**Problem description**
Only the number is needed: how many lines contain the word "this"?

**Items from a data source**
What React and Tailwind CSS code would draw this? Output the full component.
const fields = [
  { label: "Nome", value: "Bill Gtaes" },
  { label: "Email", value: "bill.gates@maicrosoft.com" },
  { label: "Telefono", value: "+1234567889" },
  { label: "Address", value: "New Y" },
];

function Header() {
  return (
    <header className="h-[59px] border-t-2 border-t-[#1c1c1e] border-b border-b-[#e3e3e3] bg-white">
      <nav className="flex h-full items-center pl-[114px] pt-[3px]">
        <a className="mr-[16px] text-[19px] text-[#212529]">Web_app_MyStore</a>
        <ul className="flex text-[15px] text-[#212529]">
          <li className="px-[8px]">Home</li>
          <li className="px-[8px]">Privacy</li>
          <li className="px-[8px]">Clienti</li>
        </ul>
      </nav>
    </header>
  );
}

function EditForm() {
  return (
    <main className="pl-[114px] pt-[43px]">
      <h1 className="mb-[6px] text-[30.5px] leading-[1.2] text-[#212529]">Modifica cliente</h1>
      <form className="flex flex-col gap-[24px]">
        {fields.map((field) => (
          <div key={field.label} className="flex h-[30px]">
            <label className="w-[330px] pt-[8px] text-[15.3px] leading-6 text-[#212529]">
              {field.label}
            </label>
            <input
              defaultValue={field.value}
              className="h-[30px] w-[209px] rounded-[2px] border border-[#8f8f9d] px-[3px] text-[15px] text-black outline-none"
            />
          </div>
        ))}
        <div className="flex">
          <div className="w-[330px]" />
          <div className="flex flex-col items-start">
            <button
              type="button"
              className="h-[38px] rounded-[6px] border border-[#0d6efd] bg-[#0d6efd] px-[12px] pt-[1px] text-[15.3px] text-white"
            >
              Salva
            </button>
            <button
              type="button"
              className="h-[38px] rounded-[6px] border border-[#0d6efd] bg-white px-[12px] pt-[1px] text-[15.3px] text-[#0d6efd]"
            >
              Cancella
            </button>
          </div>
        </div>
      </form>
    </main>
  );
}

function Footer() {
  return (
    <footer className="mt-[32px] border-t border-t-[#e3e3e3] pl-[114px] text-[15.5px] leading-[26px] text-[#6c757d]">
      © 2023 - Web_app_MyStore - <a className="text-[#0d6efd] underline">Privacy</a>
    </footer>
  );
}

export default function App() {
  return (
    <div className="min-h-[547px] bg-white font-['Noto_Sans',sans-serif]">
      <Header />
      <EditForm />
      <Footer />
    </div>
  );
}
...
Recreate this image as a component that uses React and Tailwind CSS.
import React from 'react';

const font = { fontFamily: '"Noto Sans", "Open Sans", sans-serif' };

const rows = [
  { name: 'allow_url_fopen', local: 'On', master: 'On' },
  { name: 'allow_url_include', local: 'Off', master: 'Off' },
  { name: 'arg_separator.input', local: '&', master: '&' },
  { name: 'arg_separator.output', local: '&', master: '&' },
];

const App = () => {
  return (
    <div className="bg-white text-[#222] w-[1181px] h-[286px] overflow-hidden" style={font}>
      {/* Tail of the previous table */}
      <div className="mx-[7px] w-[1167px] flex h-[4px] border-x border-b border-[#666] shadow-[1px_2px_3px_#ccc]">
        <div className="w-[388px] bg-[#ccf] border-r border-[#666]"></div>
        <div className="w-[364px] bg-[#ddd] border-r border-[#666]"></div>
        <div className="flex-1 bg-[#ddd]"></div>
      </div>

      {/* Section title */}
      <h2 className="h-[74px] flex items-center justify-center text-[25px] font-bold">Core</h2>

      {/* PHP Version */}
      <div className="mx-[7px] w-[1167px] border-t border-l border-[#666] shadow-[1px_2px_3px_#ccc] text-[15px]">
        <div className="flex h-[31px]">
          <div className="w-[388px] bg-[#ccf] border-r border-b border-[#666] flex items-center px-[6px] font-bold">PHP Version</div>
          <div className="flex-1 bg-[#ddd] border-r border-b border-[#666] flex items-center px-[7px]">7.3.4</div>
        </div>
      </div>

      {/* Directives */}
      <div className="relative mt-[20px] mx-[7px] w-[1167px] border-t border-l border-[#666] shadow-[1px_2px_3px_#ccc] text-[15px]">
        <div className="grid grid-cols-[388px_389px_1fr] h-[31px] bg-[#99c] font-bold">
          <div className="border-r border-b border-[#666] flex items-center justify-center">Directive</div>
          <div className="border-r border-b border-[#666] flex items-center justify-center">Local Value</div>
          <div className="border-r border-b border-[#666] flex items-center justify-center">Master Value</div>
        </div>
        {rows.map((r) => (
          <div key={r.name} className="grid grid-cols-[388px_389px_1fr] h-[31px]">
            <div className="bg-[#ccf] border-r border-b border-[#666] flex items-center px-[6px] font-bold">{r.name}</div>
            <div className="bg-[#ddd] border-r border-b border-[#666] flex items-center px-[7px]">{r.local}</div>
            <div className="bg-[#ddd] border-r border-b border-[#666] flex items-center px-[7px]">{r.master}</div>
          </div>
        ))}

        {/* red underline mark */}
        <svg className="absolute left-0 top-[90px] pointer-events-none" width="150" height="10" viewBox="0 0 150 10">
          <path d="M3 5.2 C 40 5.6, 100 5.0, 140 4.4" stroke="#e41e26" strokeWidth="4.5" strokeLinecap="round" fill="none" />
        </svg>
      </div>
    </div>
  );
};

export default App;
* * *
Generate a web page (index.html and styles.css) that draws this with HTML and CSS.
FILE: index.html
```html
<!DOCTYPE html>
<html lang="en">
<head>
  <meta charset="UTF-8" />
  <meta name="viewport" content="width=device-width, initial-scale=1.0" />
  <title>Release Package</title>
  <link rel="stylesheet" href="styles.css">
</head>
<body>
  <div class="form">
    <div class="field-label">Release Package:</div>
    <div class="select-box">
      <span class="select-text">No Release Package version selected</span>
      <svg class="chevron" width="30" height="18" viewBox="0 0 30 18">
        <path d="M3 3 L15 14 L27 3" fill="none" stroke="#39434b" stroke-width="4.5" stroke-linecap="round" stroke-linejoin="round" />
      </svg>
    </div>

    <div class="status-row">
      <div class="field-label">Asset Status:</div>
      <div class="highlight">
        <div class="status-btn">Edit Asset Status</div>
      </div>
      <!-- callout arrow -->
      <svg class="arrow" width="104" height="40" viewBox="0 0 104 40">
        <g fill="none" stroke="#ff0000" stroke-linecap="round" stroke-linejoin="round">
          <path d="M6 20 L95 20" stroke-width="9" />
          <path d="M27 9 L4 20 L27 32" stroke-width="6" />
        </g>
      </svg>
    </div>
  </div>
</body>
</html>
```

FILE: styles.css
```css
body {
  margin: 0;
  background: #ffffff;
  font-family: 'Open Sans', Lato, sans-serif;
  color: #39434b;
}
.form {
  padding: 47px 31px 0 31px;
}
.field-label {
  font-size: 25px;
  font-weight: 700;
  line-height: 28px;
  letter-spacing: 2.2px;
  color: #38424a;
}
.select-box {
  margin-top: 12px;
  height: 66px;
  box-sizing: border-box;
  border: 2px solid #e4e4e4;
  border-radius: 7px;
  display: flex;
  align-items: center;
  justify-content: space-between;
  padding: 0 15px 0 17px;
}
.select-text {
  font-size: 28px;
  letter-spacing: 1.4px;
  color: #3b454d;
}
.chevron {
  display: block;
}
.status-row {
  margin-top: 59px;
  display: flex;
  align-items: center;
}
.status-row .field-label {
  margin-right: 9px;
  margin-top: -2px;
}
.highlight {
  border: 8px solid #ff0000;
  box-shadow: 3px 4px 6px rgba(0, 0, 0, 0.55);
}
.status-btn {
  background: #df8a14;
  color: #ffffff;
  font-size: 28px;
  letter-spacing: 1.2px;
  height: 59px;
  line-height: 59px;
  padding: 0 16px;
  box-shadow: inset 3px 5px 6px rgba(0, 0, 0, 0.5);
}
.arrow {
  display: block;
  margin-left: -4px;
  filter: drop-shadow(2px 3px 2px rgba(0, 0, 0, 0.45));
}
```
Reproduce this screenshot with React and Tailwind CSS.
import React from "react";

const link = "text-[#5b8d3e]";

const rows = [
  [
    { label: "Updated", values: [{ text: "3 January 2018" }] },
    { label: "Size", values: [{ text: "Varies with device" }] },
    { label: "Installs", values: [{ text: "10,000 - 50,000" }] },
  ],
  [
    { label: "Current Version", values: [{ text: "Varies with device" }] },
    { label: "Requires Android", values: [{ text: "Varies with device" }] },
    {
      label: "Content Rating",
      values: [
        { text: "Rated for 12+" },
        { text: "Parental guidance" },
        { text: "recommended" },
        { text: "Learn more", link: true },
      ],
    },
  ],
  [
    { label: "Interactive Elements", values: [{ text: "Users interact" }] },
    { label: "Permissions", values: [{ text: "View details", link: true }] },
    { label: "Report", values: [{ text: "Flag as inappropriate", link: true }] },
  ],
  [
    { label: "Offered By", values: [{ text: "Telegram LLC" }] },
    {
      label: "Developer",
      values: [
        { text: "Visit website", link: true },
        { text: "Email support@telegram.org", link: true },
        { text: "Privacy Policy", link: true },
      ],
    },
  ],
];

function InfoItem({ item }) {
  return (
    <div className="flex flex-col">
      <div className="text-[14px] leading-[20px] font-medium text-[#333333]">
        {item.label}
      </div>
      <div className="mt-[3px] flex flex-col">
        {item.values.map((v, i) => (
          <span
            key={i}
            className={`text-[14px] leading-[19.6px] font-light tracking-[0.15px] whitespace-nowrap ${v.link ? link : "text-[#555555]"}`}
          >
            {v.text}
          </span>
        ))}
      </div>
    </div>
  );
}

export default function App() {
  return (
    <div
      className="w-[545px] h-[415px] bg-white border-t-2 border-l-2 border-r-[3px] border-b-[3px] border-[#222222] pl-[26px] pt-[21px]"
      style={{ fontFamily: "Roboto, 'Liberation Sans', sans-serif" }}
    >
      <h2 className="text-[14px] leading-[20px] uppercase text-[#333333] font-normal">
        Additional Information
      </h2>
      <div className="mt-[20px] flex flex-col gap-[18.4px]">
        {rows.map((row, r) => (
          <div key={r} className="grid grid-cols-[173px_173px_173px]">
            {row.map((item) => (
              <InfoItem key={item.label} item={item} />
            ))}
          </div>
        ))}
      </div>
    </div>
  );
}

**Exercise solution**
4